Catering is a “Class Act” for Ulster BOCES Young Professionals

Catering is a “Class Act” for Ulster BOCES Young Professionals

Ulster BOCES Transitional Occupation Program (TOP A) students–or “young professionals” as they are referred to around the school building–have been catering to the Ulster BOCES school community and beyond, using skills they have developed through practice, professional learning, implementation, and assessment. 

The Ulster BOCES TOP A program is geared towards young people in Grades 9-12 who may struggle with academics and motivation, but who possess the ability to comply with directions effectively enough to build pro-technical and employability skills. The program is designed to maximize the time the young professionals spend performing hands-on work in jobs, trade areas, and field locations, leading to more advanced technical program participation or an effective transition from school to work. 

Twenty-two TOP A young professionals have spent this past school year learning how to read recipes, measure, stir, chop, mix, and even wash dishes to their own levels of mastery. They have then utilized these skills outside of their classrooms, in school hallways and beyond. 

The class has been catering school events, such as the Superintendent's Conference Day held at iPark 87, where they served gluten-free and vegan breakfast cakes they had baked from scratch. They also showed off an artfully displayed charcuterie board they had created, featuring such treats as an olive tapenade dip and vegetables they had painstakingly pickled. They have also provided platters of freshly made cookies and pastries for Open Houses, special Board meetings, and staff meetings. The week before the winter break, the TOP A young chefs-in-training baked more than 600 cookies. 

In addition, the class’s learning kitchen transforms daily into a school wide eatery known as the Big ‘B’ Cafe. The cafe serves infused “spa” water, coffee, tea, and fresh pastries to students and staff, free of charge. The young professionals also don their chef coats daily to recycle food scraps from the Ulster BOCES Culinary Arts program into delicious and healthy dishes offered to staff members during lunchtime. If, on any given day the Culinary Arts young professionals are honing their knife skills by cutting chicken, the following day TOP A young professionals will be making a chicken-based dish, reducing food waste to practically nil. 

TOP A instructor Michael Petty explained that the class began the school year by making one recipe daily, learning the basics along the way. Now, he says, the class is making seven recipes each day, assembling necessary ingredients, putting them all together, serving the dish, and cleaning up afterwards.

Petty explained that although not every TOP A young professional will become a chef, every milestone matters. “Every student is treated with empathy and given the opportunity to reach their true potential–whatever that might be for that child,” he said. “The expectations are the same for all.” 

Petty noted that some of the young professionals with autism have made some small but impressive strides as they have challenged their sensory issues long enough to come into the learning kitchen to stir a pot or two–notwithstanding the kitchen’s smells, sounds, and temperatures–before returning to their classroom.

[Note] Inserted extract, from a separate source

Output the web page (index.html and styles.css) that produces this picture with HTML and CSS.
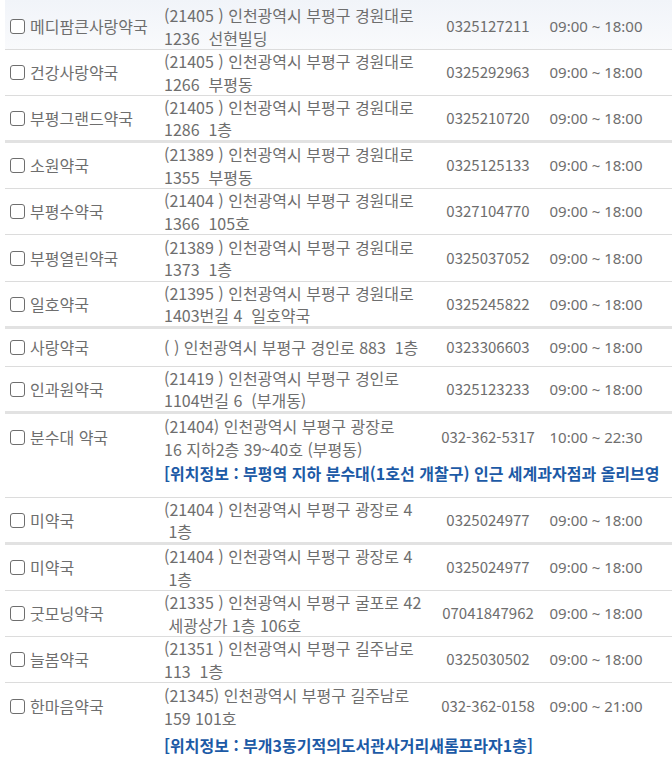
FILE: index.html
```html
<!DOCTYPE html>
<html lang="ko">
<head>
    <meta charset="UTF-8">
    <meta name="viewport" content="width=device-width, initial-scale=1.0">
    <title>약국 목록</title>
    <link rel="stylesheet" href="styles.css">
</head>

<body>
    <div class="list">
        <div class="row first">
            <div class="name"><input type="checkbox" class="chk">메디팜큰사랑약국</div>
            <div class="addr">(21405 ) 인천광역시 부평구 경원대로<br>1236 &nbsp;선현빌딩</div>
            <div class="tel">0325127211</div>
            <div class="time">09:00 ~ 18:00</div>
        </div>
        <div class="row">
            <div class="name"><input type="checkbox" class="chk">건강사랑약국</div>
            <div class="addr">(21405 ) 인천광역시 부평구 경원대로<br>1266 &nbsp;부평동</div>
            <div class="tel">0325292963</div>
            <div class="time">09:00 ~ 18:00</div>
        </div>
        <div class="row thick">
            <div class="name"><input type="checkbox" class="chk">부평그랜드약국</div>
            <div class="addr">(21405 ) 인천광역시 부평구 경원대로<br>1286 &nbsp;1층</div>
            <div class="tel">0325210720</div>
            <div class="time">09:00 ~ 18:00</div>
        </div>
        <div class="row">
            <div class="name"><input type="checkbox" class="chk">소원약국</div>
            <div class="addr">(21389 ) 인천광역시 부평구 경원대로<br>1355 &nbsp;부평동</div>
            <div class="tel">0325125133</div>
            <div class="time">09:00 ~ 18:00</div>
        </div>
        <div class="row">
            <div class="name"><input type="checkbox" class="chk">부평수약국</div>
            <div class="addr">(21404 ) 인천광역시 부평구 경원대로<br>1366 &nbsp;105호</div>
            <div class="tel">0327104770</div>
            <div class="time">09:00 ~ 18:00</div>
        </div>
        <div class="row tall">
            <div class="name"><input type="checkbox" class="chk">부평열린약국</div>
            <div class="addr">(21389 ) 인천광역시 부평구 경원대로<br>1373 &nbsp;1층</div>
            <div class="tel">0325037052</div>
            <div class="time">09:00 ~ 18:00</div>
        </div>
        <div class="row thick">
            <div class="name"><input type="checkbox" class="chk">일호약국</div>
            <div class="addr">(21395 ) 인천광역시 부평구 경원대로<br>1403번길 4 &nbsp;일호약국</div>
            <div class="tel">0325245822</div>
            <div class="time">09:00 ~ 18:00</div>
        </div>
        <div class="row single">
            <div class="name"><input type="checkbox" class="chk">사랑약국</div>
            <div class="addr">( ) 인천광역시 부평구 경인로 883 &nbsp;1층</div>
            <div class="tel">0323306603</div>
            <div class="time">09:00 ~ 18:00</div>
        </div>
        <div class="row thick">
            <div class="name"><input type="checkbox" class="chk">인과원약국</div>
            <div class="addr">(21419 ) 인천광역시 부평구 경인로<br>1104번길 6 &nbsp;(부개동)</div>
            <div class="tel">0325123233</div>
            <div class="time">09:00 ~ 18:00</div>
        </div>
        <div class="row with-loc">
            <div class="main">
                <div class="name"><input type="checkbox" class="chk">분수대 약국</div>
                <div class="addr">(21404) 인천광역시 부평구 광장로<br>16 지하2층 39~40호 (부평동)</div>
                <div class="tel">032-362-5317</div>
                <div class="time">10:00 ~ 22:30</div>
            </div>
            <div class="loc">[위치정보 : 부평역 지하 분수대(1호선 개찰구) 인근 세계과자점과 올리브영 </div>
        </div>
        <div class="row thick">
            <div class="name"><input type="checkbox" class="chk">미약국</div>
            <div class="addr">(21404 ) 인천광역시 부평구 광장로 4<br>&nbsp;1층</div>
            <div class="tel">0325024977</div>
            <div class="time">09:00 ~ 18:00</div>
        </div>
        <div class="row">
            <div class="name"><input type="checkbox" class="chk">미약국</div>
            <div class="addr">(21404 ) 인천광역시 부평구 광장로 4<br>&nbsp;1층</div>
            <div class="tel">0325024977</div>
            <div class="time">09:00 ~ 18:00</div>
        </div>
        <div class="row">
            <div class="name"><input type="checkbox" class="chk">굿모닝약국</div>
            <div class="addr">(21335 ) 인천광역시 부평구 굴포로 42<br>&nbsp;세광상가 1층 106호</div>
            <div class="tel">07041847962</div>
            <div class="time">09:00 ~ 18:00</div>
        </div>
        <div class="row">
            <div class="name"><input type="checkbox" class="chk">늘봄약국</div>
            <div class="addr">(21351 ) 인천광역시 부평구 길주남로<br>113 &nbsp;1층</div>
            <div class="tel">0325030502</div>
            <div class="time">09:00 ~ 18:00</div>
        </div>
        <div class="row with-loc last">
            <div class="main">
                <div class="name"><input type="checkbox" class="chk">한마음약국</div>
                <div class="addr">(21345) 인천광역시 부평구 길주남로<br>159 101호</div>
                <div class="tel">032-362-0158</div>
                <div class="time">09:00 ~ 21:00</div>
            </div>
            <div class="loc">[위치정보 : 부개3동기적의도서관사거리새롬프라자1층]</div>
        </div>
    </div>
</body>
</html>
```

FILE: styles.css
```css
html, body {
    margin: 0;
    padding: 0;
    overflow: hidden;
}

body {
    font-family: 'Noto Sans CJK KR', 'Noto Sans', sans-serif;
    font-size: 16px;
    color: #6e6e6e;
    background: #fff;
}

.list {
    margin-left: 5px;
}

.row,
.main {
    display: flex;
    align-items: center;
}

.row {
    box-sizing: border-box;
    height: 46px;
    border-bottom: 1px solid #dcdcdc;
    line-height: 22.5px;
    white-space: nowrap;
}

.row.first {
    height: 50px;
    padding-top: 4px;
    background: linear-gradient(#f1f4f9, #f9fafc);
}

.row.tall {
    height: 47px;
}

.row.thick {
    height: 47px;
    border-bottom: 3px solid #e2e2e2;
}

.row.single {
    height: 38px;
}

.row.with-loc {
    display: block;
    height: 84px;
    padding-top: 1px;
}

.row.last {
    height: auto;
    border-bottom: none;
}

.name {
    width: 159px;
    display: flex;
    align-items: center;
}

.chk {
    appearance: none;
    box-sizing: border-box;
    width: 15px;
    height: 15px;
    margin: 0 5px 0 5px;
    border: 1.5px solid #6e6e6e;
    border-radius: 3px;
    background: #fff;
}

.addr {
    width: 272px;
}

.tel {
    width: 104px;
    font-size: 15px;
    text-align: center;
}

.time {
    width: 112px;
    font-family: 'Noto Sans', 'Noto Sans CJK KR', sans-serif;
    font-size: 15px;
    text-align: center;
}

.loc {
    margin: 2px 0 0 159px;
    font-weight: 700;
    font-size: 16px;
    color: #1c5aa6;
    line-height: 22px;
}

.last .loc {
    margin-top: 5px;
}
```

These TOP A young professionals have also begun washing the table linens and doing laundry for the Ulster BOCES Nursing program; they wash, dry, fold, and steam uniforms. “We teach to each child’s strength,” he said. 

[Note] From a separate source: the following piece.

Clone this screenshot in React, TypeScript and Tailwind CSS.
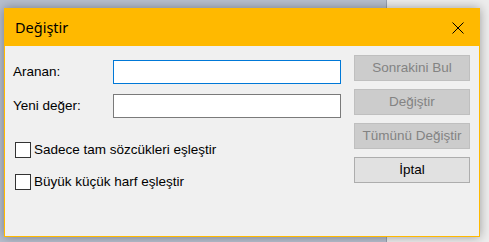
import React from 'react';

const ui = { fontFamily: '"Liberation Sans", Arial, sans-serif' };
const title = { fontFamily: '"Noto Sans", "Open Sans", sans-serif' };

function Field({ label, focused }: { label: string; focused?: boolean }) {
  return (
    <div className="flex items-center h-[24px]">
      <label className="w-[100px] text-[13.5px] text-black">{label}</label>
      <input
        type="text"
        className={`w-[228px] h-[24px] bg-white outline-none border ${focused ? 'border-[#0078d7]' : 'border-[#7a7a7a]'}`}
      />
    </div>
  );
}

function Check({ label }: { label: string }) {
  return (
    <label className="flex items-center h-[16px] gap-[3px] pl-[2px]">
      <span className="w-[16px] h-[16px] bg-white border border-[#333333] shrink-0" />
      <span className="text-[13.5px] text-black whitespace-nowrap">{label}</span>
    </label>
  );
}

function Btn({ label, disabled }: { label: string; disabled?: boolean }) {
  return (
    <button
      className={`w-[116px] h-[26px] border text-[13.5px] leading-none ${
        disabled
          ? 'bg-[#cccccc] border-[#bfbfbf] text-[#838383]'
          : 'bg-[#e1e1e1] border-[#adadad] text-black'
      }`}
    >
      {label}
    </button>
  );
}

export default function App() {
  return (
    <div className="relative w-[489px] h-[242px] overflow-hidden" style={ui}>
      {/* desktop behind the dialog */}
      <div className="absolute inset-0 flex">
        <div className="w-[386px] bg-[#b7bfce]" />
        <div className="w-[1px] bg-[#98a0b0]" />
        <div className="flex-1 bg-[#ededed]" />
      </div>

      <div className="relative ml-[4px] mt-[8px] w-[476px] h-[229px] border border-[#ffb900] bg-[#f0f0f0] flex flex-col shadow-[0_0_10px_rgba(0,0,0,0.35)]">
        <div className="h-[37px] bg-[#ffb900] flex items-center justify-between pl-[10px] pr-[15px]">
          <span className="text-[14.5px] text-black" style={title}>Değiştir</span>
          <svg width="12" height="12" viewBox="0 0 12 12">
            <path d="M0.5 0.5 L11.5 11.5 M11.5 0.5 L0.5 11.5" stroke="#000" strokeWidth="1" />
          </svg>
        </div>

        <div className="flex flex-1 pl-[8px] pr-[9px]">
          <div className="flex flex-col pt-[14px]">
            <div className="flex flex-col gap-[10px]">
              <Field label="Aranan:" focused />
              <Field label="Yeni değer:" />
            </div>
            <div className="flex flex-col gap-[16px] mt-[24px]">
              <Check label="Sadece tam sözcükleri eşleştir" />
              <Check label="Büyük küçük harf eşleştir" />
            </div>
          </div>
          <div className="ml-auto flex flex-col gap-[8px] pt-[9px]">
            <Btn label="Sonrakini Bul" disabled />
            <Btn label="Değiştir" disabled />
            <Btn label="Tümünü Değiştir" disabled />
            <Btn label="İptal" />
          </div>
        </div>
      </div>
    </div>
  );
}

TOP A young professional Gabriella Nelon of the Kingston City School District said that although she greatly enjoys washing dishes during her school day, she still dislikes washing dishes at home. 

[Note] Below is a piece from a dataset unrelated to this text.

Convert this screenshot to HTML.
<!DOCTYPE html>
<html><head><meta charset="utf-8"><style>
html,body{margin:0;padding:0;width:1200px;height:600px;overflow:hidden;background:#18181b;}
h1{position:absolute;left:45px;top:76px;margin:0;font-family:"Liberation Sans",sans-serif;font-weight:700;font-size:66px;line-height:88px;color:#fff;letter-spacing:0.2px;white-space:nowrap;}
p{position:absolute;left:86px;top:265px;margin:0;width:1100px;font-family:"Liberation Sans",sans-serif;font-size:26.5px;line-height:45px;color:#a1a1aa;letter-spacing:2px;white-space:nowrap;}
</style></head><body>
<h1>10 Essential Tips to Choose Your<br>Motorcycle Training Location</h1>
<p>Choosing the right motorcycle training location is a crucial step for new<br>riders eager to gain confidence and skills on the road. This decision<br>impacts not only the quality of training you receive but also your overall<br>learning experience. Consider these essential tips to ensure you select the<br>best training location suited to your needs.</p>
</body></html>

A great chef will tell you that creating delicious food sometimes requires a bit of experimentation. In that spirit, the TOP A class visited the private goat herd of Animal Science teacher Lisa Baker in early May to conduct an experiment to determine whether the animals would prefer savory or sweet baked treats. TOP A young professional Sammi Maitta of the New Paltz Central School District confirmed that the goats didn’t seem to have a preference–they just liked the Top A class’s cooking, period! The class was also recently treated to an afternoon at Mohonk Mountain House for a kitchen tour as well as a scrumptious three-course meal. 

Mira Remondo of the Onteora Central School District, who said that cooking for other people makes her happy, said that the TOP A program has helped her to refine her culinary talents. While at first she only used a plastic knife in the kitchen, she now uses a real knife to chop vegetables and other ingredients. She has also become adept at measuring flour, cleaning countertops, and using kitchen equipment.